> **GIVEN MATERIAL**
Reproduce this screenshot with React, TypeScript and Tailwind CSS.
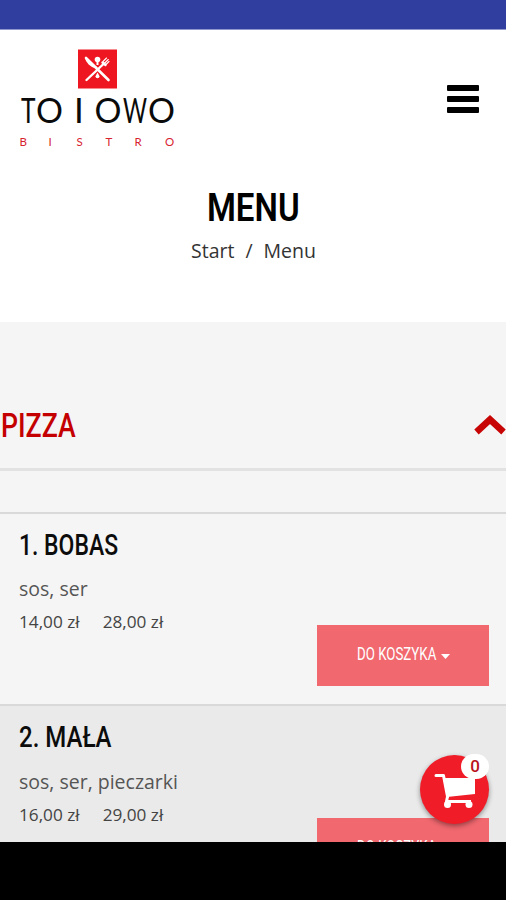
import React from 'react';

interface MenuItem {
  title: string;
  titleClass: string;
  ingredients: string;
  ingredientsClass: string;
  prices: string[];
  shaded?: boolean;
}

const ITEMS: MenuItem[] = [
  { title: '1. BOBAS', titleClass: 'scale-x-[0.765]', ingredients: 'sos, ser', ingredientsClass: 'mt-[11px]', prices: ['14,00 zł', '28,00 zł'] },
  { title: '2. MAŁA', titleClass: 'scale-x-[0.8]', ingredients: 'sos, ser, pieczarki', ingredientsClass: 'mt-[12px]', prices: ['16,00 zł', '29,00 zł'], shaded: true },
];

const Logo: React.FC = () => (
  <svg width="164" height="106" viewBox="0 0 164 106" role="img" aria-label="To i owo bistro">
    <rect x="62" y="3.500" width="39" height="39" fill="#ee1620" />
    <g stroke="#fff" fill="none" strokeLinecap="round">
      <path d="M70 12L92.500 34" strokeWidth="2.6" />
      <path d="M70 12C70.500 16 75 20 80 21.500" strokeWidth="2" />
      <path d="M70.500 34L88 17.500" strokeWidth="2.4" />
      <path d="M87 15.500L90.500 12M88.800 17L92.300 13.500M90 18.500L93 15.500" strokeWidth="1.1" />
      <path d="M86.500 16.500L89.500 19" strokeWidth="2.4" />
    </g>
    <g fill="#fff">
      <ellipse cx="81.500" cy="13.500" rx="2.800" ry="2.800" />
      <path d="M80.500 15h2v4h-2zM81.500 26.500l2.200 4a2.300 2.300 0 0 1-4.400 0z" />
    </g>
    <g fill="#0a0a0a" fontFamily="Lato, sans-serif" fontSize="35">
      <text y="77" x="5" textLength="14.5" lengthAdjust="spacingAndGlyphs">T</text>
      <text y="77" x="20" textLength="27" lengthAdjust="spacingAndGlyphs">O</text>
      <text y="77" x="58">I</text>
      <text y="77" x="78.5" textLength="27" lengthAdjust="spacingAndGlyphs">O</text>
      <text y="77" x="107" textLength="24" lengthAdjust="spacingAndGlyphs">W</text>
      <text y="77" x="132" textLength="27" lengthAdjust="spacingAndGlyphs">O</text>
    </g>
    <text y="100" x="3.5 32.5 60.5 89.5 118.5 149" fill="#d8232f" fontFamily="Lato, sans-serif" fontSize="11.5">BISTRO</text>
  </svg>
);

const CartIcon: React.FC = () => (
  <svg width="42" height="36" viewBox="0 0 42 36" fill="#fff" className="mt-[3px]">
    <path d="M2 2.500h7.500l4 21" fill="none" stroke="#fff" strokeWidth="3" strokeLinecap="round" strokeLinejoin="round" />
    <path d="M9 5h32v16L13 24z" />
    <path d="M14 21l-1.500 7.500H37" fill="none" stroke="#fff" strokeWidth="3" />
    <circle cx="13.500" cy="31.500" r="3.500" />
    <circle cx="35" cy="31.500" r="3.500" />
  </svg>
);

const MenuRow: React.FC<{ item: MenuItem }> = ({ item }) => (
  <article className={`h-[192px] shrink-0 border-t-2 border-[#d9d9d9] pl-[19px] pr-[17px] ${item.shaded ? 'bg-[#eaeaea]' : 'bg-[#f5f5f5]'}`}>
    <h3 className={`pt-[11px] w-max origin-left font-[Roboto] font-medium text-[30px] leading-[40px] text-[#0c0c0c] ${item.titleClass}`}>
      {item.title}
    </h3>
    <p className={`w-max text-[19.5px] leading-[26px] text-[#555] ${item.ingredientsClass}`}>{item.ingredients}</p>
    <div className="flex justify-between">
      <div className="mt-[8px] flex gap-[23px] text-[17.2px] leading-[24px] text-[#444]">
        {item.prices.map((price) => (
          <span key={price} className="whitespace-nowrap">{price}</span>
        ))}
      </div>
      <button className="mt-[23px] flex h-[61px] w-[172px] items-center justify-center bg-[#f1686f] pb-[2px] font-[Roboto] text-[17.5px] text-white">
        <span className="w-[80px]">
          <span className="block w-max origin-left scale-x-[0.76]">DO KOSZYKA</span>
        </span>
        <svg width="9" height="5" viewBox="0 0 9 5" className="ml-[4px] mt-[4px]">
          <path d="M0 0h9L4.500 5z" fill="#fff" />
        </svg>
      </button>
    </div>
  </article>
);

export default function App() {
  return (
    <div className="relative flex h-[900px] w-[506px] flex-col overflow-hidden bg-black font-['Open_Sans',sans-serif]">
      <div className="h-[30px] shrink-0 border-b border-[#8f97cf] bg-[#303f9f]" />

      <header className="h-[292px] shrink-0 bg-white">
        <div className="flex items-start justify-between pl-4 pr-[27px] pt-[16px]">
          <Logo />
          <button aria-label="Menu" className="mt-[39px] flex w-8 flex-col gap-[5px]">
            <span className="h-[6px] rounded-[1px] bg-black" />
            <span className="h-[6px] rounded-[1px] bg-black" />
            <span className="h-[6px] rounded-[1px] bg-black" />
          </button>
        </div>
        <div className="flex flex-col items-center pt-[34px]">
          <h1 className="scale-x-[0.87] font-[Roboto] text-[38px] font-semibold leading-[44px] text-black">MENU</h1>
          <nav className="mt-[7px] flex gap-[11px] pl-px text-[19.5px] leading-[28px] text-[#333]">
            <span>Start</span>
            <span>/</span>
            <span>Menu</span>
          </nav>
        </div>
      </header>

      <main className="flex h-[520px] shrink-0 flex-col overflow-hidden bg-[#f5f5f5]">
        <div className="flex h-[149px] shrink-0 items-start justify-between border-b-[3px] border-[#e2e2e2] pt-[81px]">
          <h2 className="ml-px w-max origin-left scale-x-[0.785] font-[Roboto] text-[34px] font-medium leading-[44px] text-[#c40000]">PIZZA</h2>
          <svg width="32" height="22" viewBox="0 0 32 22" className="mt-[10px]">
            <path d="M2.500 19L16 6.500L29.500 19" fill="none" stroke="#c80505" strokeWidth="6.5" />
          </svg>
        </div>
        <div className="h-[41px] shrink-0" />
        {ITEMS.map((item) => (
          <MenuRow key={item.title} item={item} />
        ))}
      </main>

      <button aria-label="Koszyk" className="absolute left-[420px] top-[755px] flex h-[69px] w-[69px] items-center justify-center rounded-full bg-[#f01c28] shadow-[0_2px_5px_rgba(0,0,0,0.4)]">
        <CartIcon />
        <span className="absolute -top-px left-[41px] flex h-[25px] w-[28px] items-center justify-center rounded-full bg-white font-[Roboto] text-[17px] font-medium text-[#b8131c]">0</span>
      </button>
    </div>
  );
}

> **INSTRUCTIONS FOR THE TASK**
Print out the whole of the material word for word, without pictures.

> **SOLUTION**
Reproduce this screenshot with React, TypeScript and Tailwind CSS.
import React from 'react';

interface MenuItem {
  title: string;
  titleClass: string;
  ingredients: string;
  ingredientsClass: string;
  prices: string[];
  shaded?: boolean;
}

const ITEMS: MenuItem[] = [
  { title: '1. BOBAS', titleClass: 'scale-x-[0.765]', ingredients: 'sos, ser', ingredientsClass: 'mt-[11px]', prices: ['14,00 zł', '28,00 zł'] },
  { title: '2. MAŁA', titleClass: 'scale-x-[0.8]', ingredients: 'sos, ser, pieczarki', ingredientsClass: 'mt-[12px]', prices: ['16,00 zł', '29,00 zł'], shaded: true },
];

const Logo: React.FC = () => (
  <svg width="164" height="106" viewBox="0 0 164 106" role="img" aria-label="To i owo bistro">
    <rect x="62" y="3.500" width="39" height="39" fill="#ee1620" />
    <g stroke="#fff" fill="none" strokeLinecap="round">
      <path d="M70 12L92.500 34" strokeWidth="2.6" />
      <path d="M70 12C70.500 16 75 20 80 21.500" strokeWidth="2" />
      <path d="M70.500 34L88 17.500" strokeWidth="2.4" />
      <path d="M87 15.500L90.500 12M88.800 17L92.300 13.500M90 18.500L93 15.500" strokeWidth="1.1" />
      <path d="M86.500 16.500L89.500 19" strokeWidth="2.4" />
    </g>
    <g fill="#fff">
      <ellipse cx="81.500" cy="13.500" rx="2.800" ry="2.800" />
      <path d="M80.500 15h2v4h-2zM81.500 26.500l2.200 4a2.300 2.300 0 0 1-4.400 0z" />
    </g>
    <g fill="#0a0a0a" fontFamily="Lato, sans-serif" fontSize="35">
      <text y="77" x="5" textLength="14.5" lengthAdjust="spacingAndGlyphs">T</text>
      <text y="77" x="20" textLength="27" lengthAdjust="spacingAndGlyphs">O</text>
      <text y="77" x="58">I</text>
      <text y="77" x="78.5" textLength="27" lengthAdjust="spacingAndGlyphs">O</text>
      <text y="77" x="107" textLength="24" lengthAdjust="spacingAndGlyphs">W</text>
      <text y="77" x="132" textLength="27" lengthAdjust="spacingAndGlyphs">O</text>
    </g>
    <text y="100" x="3.5 32.5 60.5 89.5 118.5 149" fill="#d8232f" fontFamily="Lato, sans-serif" fontSize="11.5">BISTRO</text>
  </svg>
);

const CartIcon: React.FC = () => (
  <svg width="42" height="36" viewBox="0 0 42 36" fill="#fff" className="mt-[3px]">
    <path d="M2 2.500h7.500l4 21" fill="none" stroke="#fff" strokeWidth="3" strokeLinecap="round" strokeLinejoin="round" />
    <path d="M9 5h32v16L13 24z" />
    <path d="M14 21l-1.500 7.500H37" fill="none" stroke="#fff" strokeWidth="3" />
    <circle cx="13.500" cy="31.500" r="3.500" />
    <circle cx="35" cy="31.500" r="3.500" />
  </svg>
);

const MenuRow: React.FC<{ item: MenuItem }> = ({ item }) => (
  <article className={`h-[192px] shrink-0 border-t-2 border-[#d9d9d9] pl-[19px] pr-[17px] ${item.shaded ? 'bg-[#eaeaea]' : 'bg-[#f5f5f5]'}`}>
    <h3 className={`pt-[11px] w-max origin-left font-[Roboto] font-medium text-[30px] leading-[40px] text-[#0c0c0c] ${item.titleClass}`}>
      {item.title}
    </h3>
    <p className={`w-max text-[19.5px] leading-[26px] text-[#555] ${item.ingredientsClass}`}>{item.ingredients}</p>
    <div className="flex justify-between">
      <div className="mt-[8px] flex gap-[23px] text-[17.2px] leading-[24px] text-[#444]">
        {item.prices.map((price) => (
          <span key={price} className="whitespace-nowrap">{price}</span>
        ))}
      </div>
      <button className="mt-[23px] flex h-[61px] w-[172px] items-center justify-center bg-[#f1686f] pb-[2px] font-[Roboto] text-[17.5px] text-white">
        <span className="w-[80px]">
          <span className="block w-max origin-left scale-x-[0.76]">DO KOSZYKA</span>
        </span>
        <svg width="9" height="5" viewBox="0 0 9 5" className="ml-[4px] mt-[4px]">
          <path d="M0 0h9L4.500 5z" fill="#fff" />
        </svg>
      </button>
    </div>
  </article>
);

export default function App() {
  return (
    <div className="relative flex h-[900px] w-[506px] flex-col overflow-hidden bg-black font-['Open_Sans',sans-serif]">
      <div className="h-[30px] shrink-0 border-b border-[#8f97cf] bg-[#303f9f]" />

      <header className="h-[292px] shrink-0 bg-white">
        <div className="flex items-start justify-between pl-4 pr-[27px] pt-[16px]">
          <Logo />
          <button aria-label="Menu" className="mt-[39px] flex w-8 flex-col gap-[5px]">
            <span className="h-[6px] rounded-[1px] bg-black" />
            <span className="h-[6px] rounded-[1px] bg-black" />
            <span className="h-[6px] rounded-[1px] bg-black" />
          </button>
        </div>
        <div className="flex flex-col items-center pt-[34px]">
          <h1 className="scale-x-[0.87] font-[Roboto] text-[38px] font-semibold leading-[44px] text-black">MENU</h1>
          <nav className="mt-[7px] flex gap-[11px] pl-px text-[19.5px] leading-[28px] text-[#333]">
            <span>Start</span>
            <span>/</span>
            <span>Menu</span>
          </nav>
        </div>
      </header>

      <main className="flex h-[520px] shrink-0 flex-col overflow-hidden bg-[#f5f5f5]">
        <div className="flex h-[149px] shrink-0 items-start justify-between border-b-[3px] border-[#e2e2e2] pt-[81px]">
          <h2 className="ml-px w-max origin-left scale-x-[0.785] font-[Roboto] text-[34px] font-medium leading-[44px] text-[#c40000]">PIZZA</h2>
          <svg width="32" height="22" viewBox="0 0 32 22" className="mt-[10px]">
            <path d="M2.500 19L16 6.500L29.500 19" fill="none" stroke="#c80505" strokeWidth="6.5" />
          </svg>
        </div>
        <div className="h-[41px] shrink-0" />
        {ITEMS.map((item) => (
          <MenuRow key={item.title} item={item} />
        ))}
      </main>

      <button aria-label="Koszyk" className="absolute left-[420px] top-[755px] flex h-[69px] w-[69px] items-center justify-center rounded-full bg-[#f01c28] shadow-[0_2px_5px_rgba(0,0,0,0.4)]">
        <CartIcon />
        <span className="absolute -top-px left-[41px] flex h-[25px] w-[28px] items-center justify-center rounded-full bg-white font-[Roboto] text-[17px] font-medium text-[#b8131c]">0</span>
      </button>
    </div>
  );
}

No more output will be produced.